There is often a feeling of disappointment associated with acceptance. Disappointment is an emotion based in the past, meaning one cannot change the outcome no matter what they do. It is ok to feel disappointed about certain aspects of one’s sporting career. Rarely does an athlete or coach ever complete their career feeling completely satisfied that none of their results could have been better.
Disappointment is very different to the feeling of frustration. An athlete or coach should not feel frustrated at this stage, as frustration indicates they still feel as though the results or outcome could be altered. Frustration is an ‘in the moment’ emotion and when one feels this emotion, they are still in the position to do something about the result. It is likely they felt some frustration near the creation of their poor results.
In most cases, the exploration stage closely follows the understanding and acceptance stage. This is when a coach or athlete looks for opportunities to improve on their performance for the next event. If this was the final opportunity, they may begin thinking about the lessons they have learnt from the experience, and how this will help them in their future endeavours.
At this stage, the feelings an athlete or coach has about the sub-par performance are behind them. When they think about the performance, they view it in past tense, as history, as something that happened, which they were able to learn from. They have ultimately come to terms with the performance. Hence, the athlete or coach is in a position to move forward with their life.
In some cases however, there is no review or search for causes associated with the performance. This would in turn mean that a thorough debriefing for everyone concerned would not occur, and the lessons learnt would not be fully examined. In this case it would be more difficult for an individual to eventually move on to new things in their life. They are likely to still dwell negatively on their past performance. Consequently, this would tend to negatively impact on their level of self-esteem and subsequent level of confidence when attempting new challenges, sport related or otherwise. In many ways, athletes and coaches coming to terms with a poor performance must seek closure.

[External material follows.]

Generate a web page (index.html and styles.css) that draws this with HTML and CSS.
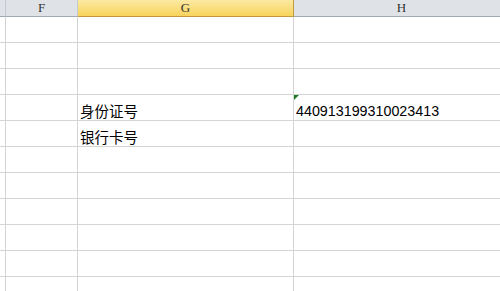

There are some key points to remember about using this model and understanding the stages. What is absolutely critical, and a mistake I see coaches and athletes often committing when coping with a loss, is attempting to force themselves too quickly through the stages. An example of this is a coach immediately suggesting after a poor performance that the athletes put the performance out of their mind. To forget it happened, and to get over it. Whilst this approach is understandable, as it is not pleasant to experience the range of negative emotions associated with the loss, trying to push someone through to the stage of moving on, is actually just postponing the inevitable. The athlete is likely to experience all the associated feelings of the loss at a later time, often when there is no support available, and they must search for meaning on their own. This can be a very difficult situation for the individual who does not know why they still feel these negative emotions, even a significant amount of time after the event.
Another point to remember is that everyone goes through these stages, some at a different pace to others. There is no right or wrong, and people should be allowed to move at their own pace. It is also worthwhile to keep in mind that regression backwards through the stages is possible.
In summary, understanding these stages helps you as a coach to monitor and support your athletes. Additionally, you will be better equipped to help yourself through these stages knowing that what you may be feeling is normal for anyone coping with a loss.